Born in Amsterdam, he was a son of Gerrit Bicker and his wife Aleyd Andriesdr Boelens. He was a member of the Bicker family, a major trading family involved in the pelt trade with Muscovy and supplying ships and silver to Spain. Bicker married Christina de Graeff (1609–1679), daughter of Jacob Dircksz de Graeff and of Aaltje Boelens Loen.

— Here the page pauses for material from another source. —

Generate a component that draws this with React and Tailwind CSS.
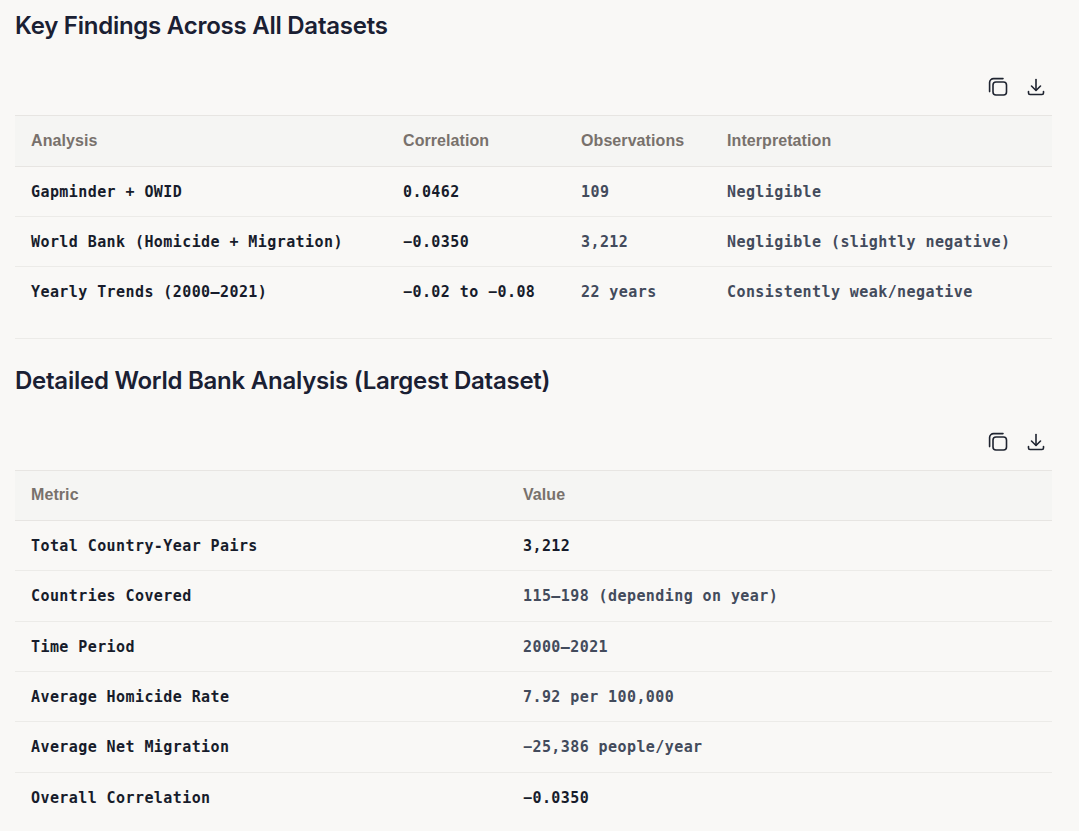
const findings = [
  ['Gapminder + OWID', '0.0462', '109', 'Negligible'],
  ['World Bank (Homicide + Migration)', '−0.0350', '3,212', 'Negligible (slightly negative)'],
  ['Yearly Trends (2000–2021)', '−0.02 to −0.08', '22 years', 'Consistently weak/negative'],
]

const metrics = [
  ['Total Country-Year Pairs', '3,212', true],
  ['Countries Covered', '115–198 (depending on year)'],
  ['Time Period', '2000–2021'],
  ['Average Homicide Rate', '7.92 per 100,000'],
  ['Average Net Migration', '−25,386 people/year'],
  ['Overall Correlation', '−0.0350', true],
]

const CopyIcon = () => (
  <svg width="20" height="20" viewBox="0 0 20 20" fill="none" stroke="currentColor" strokeWidth="1.6">
    <rect x="5" y="5" width="13.5" height="13" rx="3" />
    <path d="M15 1.6H5.6a4 4 0 0 0-4 4v9" strokeLinecap="round" />
  </svg>
)

const DownloadIcon = () => (
  <svg width="20" height="20" viewBox="0 0 20 20" fill="none" stroke="currentColor" strokeWidth="1.6" strokeLinecap="round" strokeLinejoin="round">
    <path d="M10 2.500V13" />
    <path d="M5.500 9l4.500 4.500L14.500 9" />
    <path d="M2.500 14.500V16a1.500 1.500 0 0 0 1.500 1.500h12a1.500 1.500 0 0 0 1.500-1.500v-1.500" />
  </svg>
)

const Toolbar = () => (
  <div className="flex justify-end items-center gap-[18px] h-[24px] pr-[6px] text-[#1f2430]">
    <CopyIcon />
    <DownloadIcon />
  </div>
)

const Th = ({ children, className = 'h-[50.4px]' }) => (
  <th className={`${className} px-4 text-left align-middle text-[16px] tracking-[0.08px] font-bold font-['Liberation_Sans',sans-serif] text-[#78716c]`}>
    {children}
  </th>
)

const Td = ({ children, strong, className = 'h-[50.4px]' }) => (
  <td className={`${className} px-4 pt-[1px] align-middle whitespace-nowrap text-[15px] tracking-[0.42px] font-['DejaVu_Sans_Mono',monospace] font-bold ${strong ? 'text-[#171c2b]' : 'text-[#434b5c]'}`}>
    {children}
  </td>
)

const App = () => {
  return (
    <div className="min-h-[831px] bg-[#f9f8f6] pl-[15px] pr-[27px] overflow-hidden">
      <h2 className="pt-[11px] h-[75px] text-[24px] leading-[30px] font-semibold tracking-[-0.25px] text-[#1a2033] font-['Inter',sans-serif]">
        Key Findings Across All Datasets
      </h2>
      <Toolbar />
      <table className="w-full mt-[16px] border-collapse table-fixed">
        <colgroup>
          <col className="w-[372px]" />
          <col className="w-[178px]" />
          <col className="w-[146px]" />
          <col />
        </colgroup>
        <thead>
          <tr className="bg-[#f5f5f3] border-y border-[#e7e5e2]">
            <Th className="h-[51px]">Analysis</Th>
            <Th className="h-[51px]">Correlation</Th>
            <Th className="h-[51px]">Observations</Th>
            <Th className="h-[51px]">Interpretation</Th>
          </tr>
        </thead>
        <tbody>
          {findings.map(row => (
            <tr key={row[0]} className="border-b border-[#ecebe8] last:border-b-0">
              <Td strong className="h-[50px]">{row[0]}</Td>
              <Td strong className="h-[50px]">{row[1]}</Td>
              <Td className="h-[50px]">{row[2]}</Td>
              <Td className="h-[50px]">{row[3]}</Td>
            </tr>
          ))}
        </tbody>
      </table>
      <hr className="mt-[21px] border-[#ecebe8]" />
      <h2 className="pt-[27px] h-[91px] text-[24px] leading-[30px] font-semibold tracking-[-0.25px] text-[#1a2033] font-['Inter',sans-serif]">
        Detailed World Bank Analysis (Largest Dataset)
      </h2>
      <Toolbar />
      <table className="w-full mt-[16px] border-collapse table-fixed">
        <colgroup>
          <col className="w-[492px]" />
          <col />
        </colgroup>
        <thead>
          <tr className="bg-[#f5f5f3] border-y border-[#e7e5e2]">
            <Th>Metric</Th>
            <Th>Value</Th>
          </tr>
        </thead>
        <tbody>
          {metrics.map(([name, value, strong]) => (
            <tr key={name} className="border-b border-[#ecebe8] last:border-b-0">
              <Td strong>{name}</Td>
              <Td strong={strong}>{value}</Td>
            </tr>
          ))}
        </tbody>
      </table>
    </div>
  )
}

export default App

Jacob Bicker was one of the richest people of the Dutch Golden Age and was estimated to have a fortune of 220,000 guilders in 1631. In 1643 Jacob Bicker inherited the castle and estate of Engelenburg near Herwijnen from his relative Pieter Dircksz Graeff. In the 1640s Jacob Bicker belonged to the Bickerse ligue, which opposed Stadholder Frederick Henry, Prince of Orange. Among his other posts, he held that of Schepen of Amsterdam. In 1647 he died in Amsterdam, shortly before the death of his brother Andries Bicker.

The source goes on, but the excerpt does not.